The problem is always finding the network of friends one wants. All of this stuff serves chiefly as a form of introduction between users, either implicitly (if you like one of my posts that your friend reposted maybe we should also be friends) or explicitly, as fuel for an algorithm of some sort. The places that eschew sharing and virality only really work for those with an established community.

Maybe, somehow, you could put that stuff in a sort of Virality Thunderdome people could enter and leave at will. That might allow people to enjoy the energy of discourse and find their community without having it constantly torn away by that same restless tide.

any amount of frictionless post sharing means one becomes part of the medium, moved with the tides. as soon as there is a single button to expose someone else's post to all followers who opt into such things, the negative impacts of modern social media are present.

this would be different.

actually some technical thoughts because i do want to have a go at building this (pretty much as-described) now that i've thought about it a bit more

  • multi-user instances? presumably not everyone i want to talk to is a hobby sysadmin who owns a vps / domain / public ipv4 / etc
  • is a directory necessary? if it's just for authentication and key exchange those can be done without centralization

ok i did some research on what you need to do for reliable peer to peer in current year and wow i really do not want to write / adapt a RFC 8445 library right now

unfortunately that's needed to satisfy both "self-hostable with no technical knowledge" (necessary for one user one instance) and "directory server only needs to transmit peering information" (necessary for running the directory server not being ass expensive). and i don't think any NAT traversal approach here works in the total absence of a signaling server so that's not a good sign for reliability either

as i understand it bittorrent deals with this problem by letting the directory server actually be "everyone in the swarm who has a public ipv4 / port forward" so it's possible a similar approach is viable here. i'll have to think about it though

(and no tim berners-lee's new thing doesn't do any better)

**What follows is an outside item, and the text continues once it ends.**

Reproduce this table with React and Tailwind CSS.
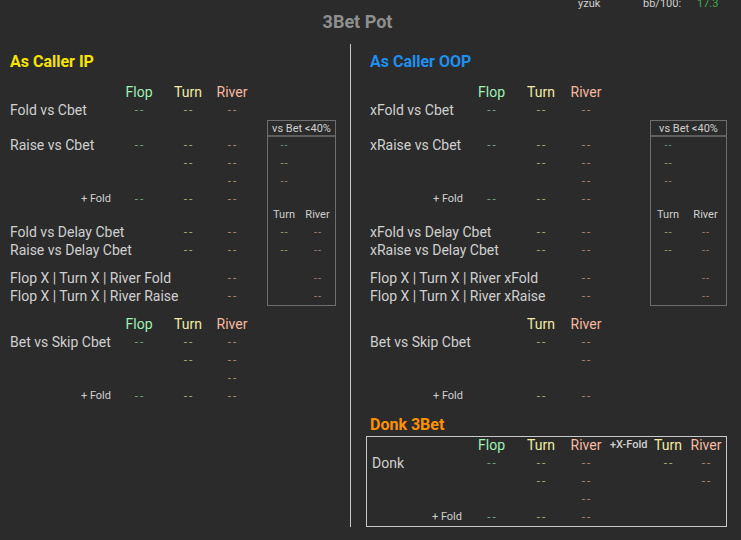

I've had an idea like this for years, but more simplified. No central server, just everyone runs their own one-person "instance", but your own blog generates a feed, that other people can follow, and you can follow others, and you'd thus have a timeline view more or less like Twitter or Cohost do.

Replies/shares/etc. go over the feed, which naturally results in interactions only working between mutuals. So you can reply to a post, but the poster would only see it if they're also following you, because otherwise their feed would never pick it up.

I suppose the weakness there is that other people following you can still see interactions you make with other blogs regardless, but I think the impact would still be significantly minimized without losing the discoverability effects David mentioned.

Part of the reason I never got around to doing it besides "I don't do serious coding for free" though is ... this is just how the old blogosphere worked. People did all this stuff organically over RSS, there just wasn't always explicit UX built around it (some blog services even did have things like following or reply tracking). Remember the huge controversy over linking/quoting other sites? It's all been done, it's just making a blog.